En application d’un arrêté ministériel français daté du 9 avril dernier, un peu plus de 90 dossiers d’archives relatives aux «disparus» durant la Guerre de libération nationale, particulièrement en Algérie dans la période allant de 1954 à 1962, sont désormais librement accessibles aux chercheurs, étudiants, services administratifs et simples citoyens.
Pour faciliter leur consultation, le gouvernement français a mis en place un annuaire numérique répertoriant au total 221 documents concernés, classés sous le libellé «Disparu de la Guerre d’Algérie» sur le site FranceArchives.fr , décrivant un outil qui «offre pour la première fois un panorama d’ensemble sur les archives relatives aux disparus de la Guerre d’Algérie, quel que soit le lieu en France où elles sont conservées.
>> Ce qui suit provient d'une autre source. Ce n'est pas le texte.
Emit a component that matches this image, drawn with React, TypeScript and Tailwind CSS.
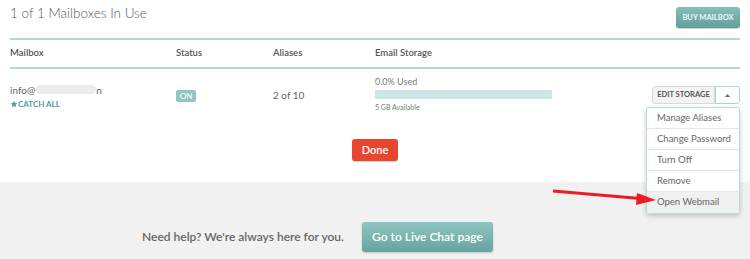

Il vous dirige vers les principaux fonds». A part pour quelques pièces consultables directement en ligne sur la même plateforme institutionnelle, il s’agit plutôt d’un guide pratique recensant les fonds ouverts qui se trouvent exclusivement sur le territoire français. Ils sont conservés aux Archives nationales, aux Archives nationales d’outre-mer, au Service historique de la Défense, aux Archives diplomatiques, aux Archives de la ville de Paris et à celles de la Préfecture de Police de Paris.
Bien qu’il soit le fruit d’une collaboration entre plusieurs services gouvernementaux, dont notamment les Archives nationales et les ministères des Affaires étrangères et de la Défense, les concepteurs du guide exigent une certaine prudence dans la manière d’explorer et d’exploiter les données qu’il contient, et ce, au vu de «la qualité des informations» qui fait, par exemple, que «des renseignements concernant une même personne peuvent diverger, selon le document consulté» ou que «les noms qui figurent dans les archives peuvent comporter des erreurs ou des variantes pour une même personne.
C’est cette orthographe que l’on retrouve aussi dans les inventaires qui décrivent les archives. Cette remarque concerne les noms des Algériens pour lesquels il peut y avoir confusion entre nom et prénom, mais aussi les noms d’origine européenne».
De même, parmi les documents signalés, certains pourront demeurer inaccessibles au grand public, à moins de suivre une démarche administrative plus stricte encadrée par la loi. Conçu en français, mais disponible également en versions arabe et anglaise, le catalogue est consacré aux «disparus considérés comme tels au moment où les dossiers ont été constitués ; ils concernent donc ceux dont le corps n’a pas été retrouvé mais aussi des personnes qui ont pu réapparaître ensuite ou dont le corps a été retrouvé plus tard».
Ces archives, issues pour la plupart des travaux de l’ancienne Commission de sauvegarde des droits et libertés individuelles en Algérie – mise en place en 1957 et censée avoir enquêté sur les violences et dépassements de l’armée française dans ce qui était appelé à l’époque «opérations de maintien de l’ordre» – sont classées sur la base de cinq catégories : «Algériens disparus en Algérie», «Algériens disparus en France», «Français civils disparus en Algérie», «Français militaires disparus en Algérie» et «Harkis et autres membres des forces supplétives de l’armée française disparus en Algérie».
Quoiqu’en nombre infime, par rapport à l’ampleur du crime d’Etat qui a causé la disparition forcée de 3000 à 4000 Algériens en l’espace de sept ans et demi uniquement, selon les estimations les plus vraisemblables des historiens, ces dossiers rendus publics représentent un pas important vers un travail de mémoire plus serein, sérieux et transparent entre l’Algérie et la France autour de l’époque coloniale.
Pour rappel, en septembre 2018, le président Emmanuel Macron a renouvelé l’engagement de son pays dans ce sens, alors qu’il annonçait officiellement la responsabilité de l’Etat français dans la disparition du militant communiste indépendantiste algérien, Maurice Audin, arrêté, torturé et assassiné par les parachutistes coloniaux en juin 1957.
Il a en effet assuré, à la même occasion, que les archives de la Guerre d’Algérie allaient être ouvertes progressivement, à commencer surtout par celles liées aux disparus civils, y compris les militants politiques.
D’ailleurs, un premier lot d’archives d’une trentaine de dossiers portant sur l’Affaire Audin a déjà été ouvert en septembre 2019.